What needs to be done: Working from the top of the listing below, retype each line through the line containing "const tabs = ['买入', '卖出', '撤单', '委托成交', '持仓']", both included, with no pictures.

Data shown:
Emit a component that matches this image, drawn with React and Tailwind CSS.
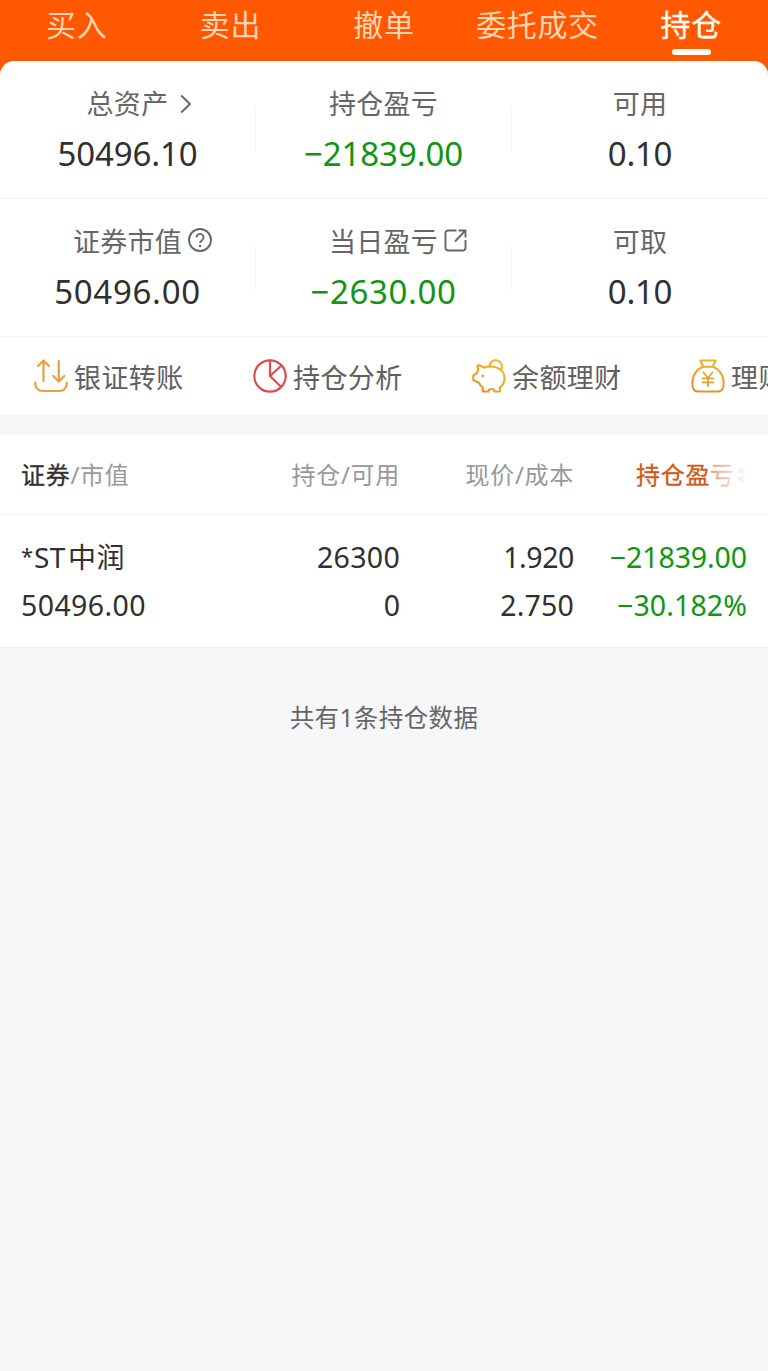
import clsx from 'clsx'

const tabs = ['买入', '卖出', '撤单', '委托成交', '持仓']

function ChevronIcon() {
  return (
    <svg className="w-3 h-5 ml-3" viewBox="0 0 12 20" fill="none" stroke="#666" strokeWidth="1.9">
      <path d="M1.2 1.5 10 10l-8.800 8.500" />
    </svg>
  )
}

function HelpIcon() {
  return (
    <svg className="w-6 h-6 ml-1.5 -mt-1" viewBox="0 0 24 24" fill="none" stroke="#666" strokeWidth="1.9">
      <circle cx="12" cy="12" r="11" />
      <path d="M8.500 9.500a3.500 3.500 0 1 1 5.600 2.700c-1.300 1-2.100 1.500-2.100 2.900" />
      <path d="M12 16.900v2.200" strokeWidth="2.200" />
    </svg>
  )
}

function ShareIcon() {
  return (
    <svg className="w-[23px] h-[23px] ml-1.5 -mt-1" viewBox="0 0 23 23" fill="none" stroke="#666" strokeWidth="1.9">
      <path d="M12.500 1.500H4a2.500 2.500 0 0 0-2.500 2.500v15A2.500 2.500 0 0 0 4 21.500h15a2.500 2.500 0 0 0 2.500-2.500v-8" />
      <path d="M14.500 1.500h7v7M21.300 1.700 11 12.500" />
    </svg>
  )
}

function TransferIcon() {
  return (
    <svg className="w-[34px] h-[34px]" viewBox="0 0 34 34" fill="none" stroke="#e8a03c" strokeWidth="2.200" strokeLinecap="round" strokeLinejoin="round">
      <path d="M9.500 22V2M4 7l5.500-5.500L15 7" />
      <path d="M24.800 2v20M19.300 17l5.500 5.500 5.500-5.500" />
      <path d="M1.300 23.500v1.500a7 7 0 0 0 7 7h17.400a7 7 0 0 0 7-7v-1.500" />
    </svg>
  )
}

function PieIcon() {
  return (
    <svg className="w-[34px] h-[34px]" viewBox="0 0 34 34" fill="none" stroke="#dc4c4c" strokeWidth="2.200" strokeLinejoin="round">
      <circle cx="17" cy="17" r="15.700" />
      <path d="M17 1.500V17l11 10.800M17 17 28.500 6.500" />
    </svg>
  )
}

function PiggyIcon() {
  return (
    <svg className="w-[34px] h-[34px]" viewBox="0 0 34 34" fill="none" stroke="url(#piggy)" strokeWidth="2.100" strokeLinecap="round" strokeLinejoin="round">
      <defs>
        <linearGradient id="piggy" x1="0" y1="34" x2="34" y2="0" gradientUnits="userSpaceOnUse">
          <stop stopColor="#e78a2b" />
          <stop offset="1" stopColor="#efc21d" />
        </linearGradient>
      </defs>
      <path d="M5.500 6.500q3.500-.8 6 2.200c2-.9 4.200-1.200 6.800-1.200 8.500 0 14.200 4.800 14.200 11.700 0 4-1.600 7-4.600 9.500v3.800h-5.300l-1-2.300h-4.200l-1 2.300h-5.600v-4c-1.700-1.200-3-2.800-3.900-4.800L1.300 21v-4.600l3.200-1.900 1.800-3.500z" />
      <path d="M17.500 7.300a6.200 6.200 0 1 1 11.400 3.600" />
      <circle cx="10.800" cy="17" r="1.200" fill="#e78a2b" stroke="none" />
    </svg>
  )
}

function MoneyBagIcon() {
  return (
    <svg className="w-[34px] h-[34px]" viewBox="0 0 34 34" fill="none" stroke="url(#bag)" strokeWidth="2.100" strokeLinecap="round" strokeLinejoin="round">
      <defs>
        <linearGradient id="bag" x1="0" y1="34" x2="10" y2="0" gradientUnits="userSpaceOnUse">
          <stop stopColor="#e58a35" />
          <stop offset="1" stopColor="#ecb52c" />
        </linearGradient>
      </defs>
      <path d="M9.300 1.500h15.400l-3 6.200h-9.400z" />
      <path d="M12.300 7.800C5.500 10 1.300 16.500 1.300 24.500c0 5.500 1.700 8 5.700 8h20c4 0 5.700-2.500 5.700-8 0-8-4.200-14.500-11-16.700" />
      <path d="m12.500 13.500 4.500 5.500 4.500-5.500M17 19v8M11.500 19.300h11M11.500 23.300h11" strokeWidth="1.800" />
    </svg>
  )
}

const actions = [
  { label: '银证转账', Icon: TransferIcon },
  { label: '持仓分析', Icon: PieIcon },
  { label: '余额理财', Icon: PiggyIcon },
  { label: '理财', Icon: MoneyBagIcon },
]

const stats = [
  [
    { label: '总资产', value: '50496.10', Icon: ChevronIcon, tracking: 'tracking-[-0.1px]' },
    { label: '持仓盈亏', value: '−21839.00', green: true, tracking: 'tracking-[-0.1px]' },
    { label: '可用', value: '0.10', tracking: 'tracking-[-0.3px]' },
  ],
  [
    { label: '证券市值', value: '50496.00', Icon: HelpIcon, tracking: 'tracking-[0.7px]' },
    { label: '当日盈亏', value: '−2630.00', green: true, Icon: ShareIcon, tracking: 'tracking-[0.6px]' },
    { label: '可取', value: '0.10', tracking: 'tracking-[-0.3px]' },
  ],
]

function Stat({ label, value, green, Icon, tracking, divider }) {
  return (
    <div className="flex-1 flex items-center h-[138px]">
      <div className="flex-1 h-full pt-[23px] flex flex-col items-center">
        <div className="flex items-center h-10 text-[27px] tracking-[0.3px] text-[#666]">
          {label}
          {/* icon hangs outside so the label stays centred */}
          {Icon && <span className="w-0 flex"><span className="shrink-0 flex"><Icon /></span></span>}
        </div>
        <div className={clsx('h-[60px] leading-[60px] text-[33px]', tracking, green ? 'text-[#109610]' : 'text-[#303030]')}>
          {value}
        </div>
      </div>
      {divider && <div className="w-px h-11 bg-[#f3f3f3]" />}
    </div>
  )
}

export default function App() {
  return (
    <div className="w-[768px] h-[1371px] overflow-hidden bg-[#f6f7f9] font-['Noto_Sans','Noto_Sans_CJK_SC',sans-serif] whitespace-nowrap">
      <div className="bg-[#ff5800]">
        {/* Trade tabs */}
        <nav className="flex h-[61px]">
          {tabs.map((tab) => {
            const active = tab === '持仓'
            return (
              <div
                key={tab}
                className={clsx(
                  'flex-1 flex flex-col items-center text-[30px] tracking-[0.7px]',
                  active ? 'text-[#fffaf2] [-webkit-text-stroke:0.4px]' : 'text-[#ffd6b5]'
                )}
              >
                <span className="h-[49px] leading-[49px]">{tab}</span>
                {active && <span className="w-[39px] h-[6px] rounded-full bg-[#fffaf5]" />}
              </div>
            )
          })}
        </nav>

        {/* Account summary */}
        <section className="bg-white rounded-t-[14px]">
          {stats.map((row, i) => (
            <div key={i} className="flex border-b border-[#f3f3f3] h-[138px]">
              {row.map((item, j) => (
                <Stat key={item.label} {...item} divider={j < 2} />
              ))}
            </div>
          ))}
          <div className="flex h-[78px] pl-[34px] overflow-hidden">
            {actions.map(({ label, Icon }) => (
              <div key={label} className="w-[219px] shrink-0 flex items-center text-[27px] tracking-[0.4px] text-[#606060]">
                <Icon />
                <span className="ml-1.5 pt-1">{label}</span>
              </div>
            ))}
          </div>
        </section>
      </div>

      {/* Holdings */}
      <section className="mt-5 bg-white border-b border-[#f0f0f0]">
        <div className="grid grid-cols-[200px_179px_174px_173px] pl-[21px] h-20 pt-px items-center text-[24px] tracking-[0.7px] text-[#999] text-right border-b border-[#f3f3f3]">
          <div className="text-left"><span className="text-[#303030] [-webkit-text-stroke:0.3px]">证券</span>/市值</div>
          <div>持仓/可用</div>
          <div>现价/成本</div>
          <div className="relative justify-self-end w-[111px] flex items-center overflow-hidden text-[#cc5a1a] [-webkit-text-stroke:0.3px]">
            持仓盈亏
            <svg className="w-3.5 h-5 shrink-0" viewBox="0 0 14 20" fill="#cc5a1a">
              <path d="M7 1l5 7H2zM7 19l5-7H2z" />
            </svg>
            <div className="absolute inset-y-0 right-0 w-[38px] bg-linear-to-r from-white/40 to-white" />
          </div>
        </div>
        <div className="grid grid-cols-[200px_179px_174px_173px] pl-[21px] h-[132px] pt-[18px] text-[28.5px] leading-[48px] text-[#303030] text-right">
          <div className="text-left">
            <div className="flex h-12 tracking-[0.5px]">
              <span className="w-[13px] text-[22px] leading-[45px]">*</span>
              <span className="text-[28px]">ST<span className="ml-0.5">中润</span></span>
            </div>
            <div className="tracking-[0.4px]">50496.00</div>
          </div>
          <div>
            <div className="tracking-[0.3px]">26300</div>
            <div>0</div>
          </div>
          <div>
            <div className="tracking-[-0.4px]">1.920</div>
            <div className="tracking-[0.2px]">2.750</div>
          </div>
          <div className="text-[#109610]">
            <div className="tracking-[-0.1px]">−21839.00</div>
            <div className="tracking-[0.1px]">−30.182%</div>
          </div>
        </div>
      </section>

      <p className="mt-[50px] text-center text-[24.5px] leading-10 tracking-[0.4px] text-[#666]">共有1条持仓数据</p>
    </div>
  )
}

Reply to the exercise:
Emit a component that matches this image, drawn with React and Tailwind CSS.
import clsx from 'clsx'

const tabs = ['买入', '卖出', '撤单', '委托成交', '持仓']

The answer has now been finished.